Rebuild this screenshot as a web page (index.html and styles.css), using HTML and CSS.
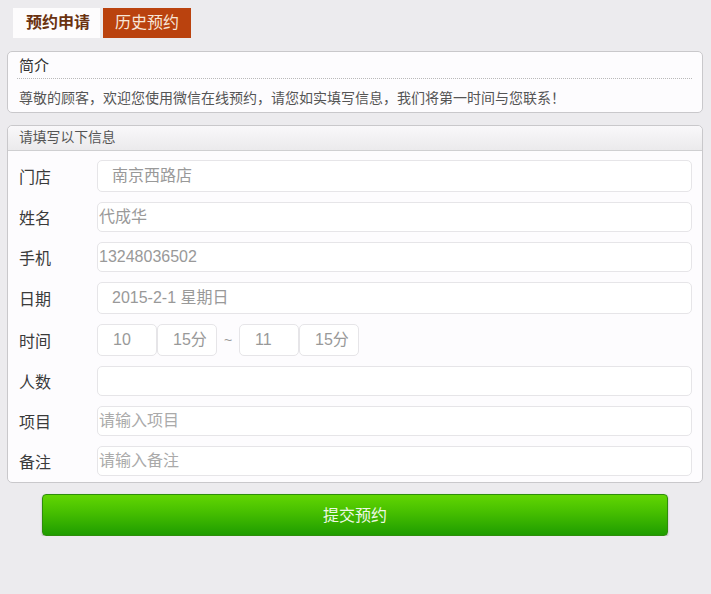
FILE: index.html
```html
<!DOCTYPE html>
<html lang="zh-CN">
<head>
<meta charset="utf-8">
<title>预约申请</title>
<link rel="stylesheet" href="styles.css">
</head>
<body>
<div class="page">
  <div class="tabs">
    <div class="tab tab-active">预约申请</div>
    <div class="tab tab-other">历史预约</div>
  </div>

  <div class="box intro">
    <div class="intro-title">简介</div>
    <div class="intro-text">尊敬的顾客，欢迎您使用微信在线预约，请您如实填写信息，我们将第一时间与您联系！</div>
  </div>

  <div class="box form">
    <div class="form-head">请填写以下信息</div>
    <div class="form-body">
      <div class="row">
        <div class="label">门店</div>
        <div class="field field-sel">南京西路店</div>
      </div>
      <div class="row">
        <div class="label">姓名</div>
        <div class="field">代成华</div>
      </div>
      <div class="row">
        <div class="label">手机</div>
        <div class="field">13248036502</div>
      </div>
      <div class="row">
        <div class="label">日期</div>
        <div class="field field-sel">2015-2-1 星期日</div>
      </div>
      <div class="row">
        <div class="label">时间</div>
        <div class="times">
          <div class="field small">10</div>
          <div class="field small">15分</div>
          <div class="tilde">~</div>
          <div class="field small">11</div>
          <div class="field small">15分</div>
        </div>
      </div>
      <div class="row">
        <div class="label">人数</div>
        <div class="field"></div>
      </div>
      <div class="row">
        <div class="label">项目</div>
        <div class="field placeholder">请输入项目</div>
      </div>
      <div class="row">
        <div class="label">备注</div>
        <div class="field placeholder">请输入备注</div>
      </div>
    </div>
  </div>

  <div class="submit">提交预约</div>
</div>
</body>
</html>
```

FILE: styles.css
```css
* { box-sizing: border-box; }

html, body {
  margin: 0;
  padding: 0;
  background: #ecebee;
}

body {
  font-family: "Liberation Sans", "Noto Sans CJK SC", sans-serif;
  color: #333;
}

.page {
  padding: 8px 8px 0 7px;
}

.tabs {
  display: flex;
  gap: 3px;
  padding-left: 6px;
  height: 30px;
}

.tab {
  height: 30px;
  line-height: 30px;
  font-size: 16px;
  font-weight: bold;
  text-align: center;
}

.tab-active {
  width: 87px;
  background: #fdfcfd;
  color: #6a3210;
  padding-left: 3px;
}

.tab-other {
  width: 88px;
  background: #ba420e;
  color: #f7e6d8;
  font-weight: normal;
}

.box {
  background: #fdfcfe;
  border: 1px solid #c9c8cb;
  border-radius: 5px;
}

.intro {
  margin-top: 13px;
  height: 62px;
  padding: 3px 10px 0 9px;
}

.intro-title {
  font-size: 15px;
  line-height: 21px;
  height: 24px;
  padding-left: 2px;
  border-bottom: 1px dotted #b9b9b9;
  color: #333;
}

.intro-text {
  font-size: 14px;
  line-height: 20px;
  margin-top: 9px;
  padding-left: 2px;
  color: #555;
}

.form {
  margin-top: 12px;
  height: 358px;
}

.form-head {
  height: 25px;
  line-height: 24px;
  padding-left: 11px;
  font-size: 13.8px;
  color: #555;
  background: linear-gradient(#f9f8fa, #ebeaec);
  border-bottom: 1px solid #cfcfd1;
  border-radius: 5px 5px 0 0;
}

.form-body {
  padding: 9px 10px 0 11px;
  display: flex;
  flex-direction: column;
  gap: 10px;
}

.row {
  display: flex;
  align-items: center;
}

.label {
  width: 78px;
  flex: none;
  font-size: 16px;
  color: #3a3a3a;
  font-family: "Noto Sans CJK SC", sans-serif;
}

.field {
  flex: 1;
  height: 30px;
  line-height: 28px;
  border: 1px solid #e6e5e8;
  border-radius: 5px;
  background: #fff;
  font-size: 16px;
  color: #999;
  padding-left: 1px;
}

.field-sel {
  height: 32px;
  line-height: 30px;
  padding-left: 14px;
}

.placeholder {
  color: #aaa;
}

.times {
  flex: 1;
  display: flex;
  align-items: center;
}

.field.small {
  flex: none;
  width: 60px;
  height: 32px;
  line-height: 30px;
  padding-left: 15px;
}

.tilde {
  width: 22px;
  text-align: center;
  color: #999;
  font-size: 14px;
}

.submit {
  margin: 11px 35px 0 35px;
  height: 42px;
  line-height: 38px;
  text-align: center;
  font-size: 16px;
  color: #eef8e6;
  font-family: "Noto Sans CJK SC", sans-serif;
  background: linear-gradient(#62d602, #45be00 45%, #1f9d00);
  border: 1px solid #2e8d0b;
  border-radius: 4px;
  box-shadow: 0 1px 2px rgba(0, 0, 0, 0.3);
}
```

===============

:: Your objective ::
Repeat the material verbatim. Do not carry over any picture.

:: Final result ::
Rebuild this screenshot as a web page (index.html and styles.css), using HTML and CSS.
FILE: index.html
```html
<!DOCTYPE html>
<html lang="zh-CN">
<head>
<meta charset="utf-8">
<title>预约申请</title>
<link rel="stylesheet" href="styles.css">
</head>
<body>
<div class="page">
  <div class="tabs">
    <div class="tab tab-active">预约申请</div>
    <div class="tab tab-other">历史预约</div>
  </div>

  <div class="box intro">
    <div class="intro-title">简介</div>
    <div class="intro-text">尊敬的顾客，欢迎您使用微信在线预约，请您如实填写信息，我们将第一时间与您联系！</div>
  </div>

  <div class="box form">
    <div class="form-head">请填写以下信息</div>
    <div class="form-body">
      <div class="row">
        <div class="label">门店</div>
        <div class="field field-sel">南京西路店</div>
      </div>
      <div class="row">
        <div class="label">姓名</div>
        <div class="field">代成华</div>
      </div>
      <div class="row">
        <div class="label">手机</div>
        <div class="field">13248036502</div>
      </div>
      <div class="row">
        <div class="label">日期</div>
        <div class="field field-sel">2015-2-1 星期日</div>
      </div>
      <div class="row">
        <div class="label">时间</div>
        <div class="times">
          <div class="field small">10</div>
          <div class="field small">15分</div>
          <div class="tilde">~</div>
          <div class="field small">11</div>
          <div class="field small">15分</div>
        </div>
      </div>
      <div class="row">
        <div class="label">人数</div>
        <div class="field"></div>
      </div>
      <div class="row">
        <div class="label">项目</div>
        <div class="field placeholder">请输入项目</div>
      </div>
      <div class="row">
        <div class="label">备注</div>
        <div class="field placeholder">请输入备注</div>
      </div>
    </div>
  </div>

  <div class="submit">提交预约</div>
</div>
</body>
</html>
```

FILE: styles.css
```css
* { box-sizing: border-box; }

html, body {
  margin: 0;
  padding: 0;
  background: #ecebee;
}

body {
  font-family: "Liberation Sans", "Noto Sans CJK SC", sans-serif;
  color: #333;
}

.page {
  padding: 8px 8px 0 7px;
}

.tabs {
  display: flex;
  gap: 3px;
  padding-left: 6px;
  height: 30px;
}

.tab {
  height: 30px;
  line-height: 30px;
  font-size: 16px;
  font-weight: bold;
  text-align: center;
}

.tab-active {
  width: 87px;
  background: #fdfcfd;
  color: #6a3210;
  padding-left: 3px;
}

.tab-other {
  width: 88px;
  background: #ba420e;
  color: #f7e6d8;
  font-weight: normal;
}

.box {
  background: #fdfcfe;
  border: 1px solid #c9c8cb;
  border-radius: 5px;
}

.intro {
  margin-top: 13px;
  height: 62px;
  padding: 3px 10px 0 9px;
}

.intro-title {
  font-size: 15px;
  line-height: 21px;
  height: 24px;
  padding-left: 2px;
  border-bottom: 1px dotted #b9b9b9;
  color: #333;
}

.intro-text {
  font-size: 14px;
  line-height: 20px;
  margin-top: 9px;
  padding-left: 2px;
  color: #555;
}

.form {
  margin-top: 12px;
  height: 358px;
}

.form-head {
  height: 25px;
  line-height: 24px;
  padding-left: 11px;
  font-size: 13.8px;
  color: #555;
  background: linear-gradient(#f9f8fa, #ebeaec);
  border-bottom: 1px solid #cfcfd1;
  border-radius: 5px 5px 0 0;
}

.form-body {
  padding: 9px 10px 0 11px;
  display: flex;
  flex-direction: column;
  gap: 10px;
}

.row {
  display: flex;
  align-items: center;
}

.label {
  width: 78px;
  flex: none;
  font-size: 16px;
  color: #3a3a3a;
  font-family: "Noto Sans CJK SC", sans-serif;
}

.field {
  flex: 1;
  height: 30px;
  line-height: 28px;
  border: 1px solid #e6e5e8;
  border-radius: 5px;
  background: #fff;
  font-size: 16px;
  color: #999;
  padding-left: 1px;
}

.field-sel {
  height: 32px;
  line-height: 30px;
  padding-left: 14px;
}

.placeholder {
  color: #aaa;
}

.times {
  flex: 1;
  display: flex;
  align-items: center;
}

.field.small {
  flex: none;
  width: 60px;
  height: 32px;
  line-height: 30px;
  padding-left: 15px;
}

.tilde {
  width: 22px;
  text-align: center;
  color: #999;
  font-size: 14px;
}

.submit {
  margin: 11px 35px 0 35px;
  height: 42px;
  line-height: 38px;
  text-align: center;
  font-size: 16px;
  color: #eef8e6;
  font-family: "Noto Sans CJK SC", sans-serif;
  background: linear-gradient(#62d602, #45be00 45%, #1f9d00);
  border: 1px solid #2e8d0b;
  border-radius: 4px;
  box-shadow: 0 1px 2px rgba(0, 0, 0, 0.3);
}
```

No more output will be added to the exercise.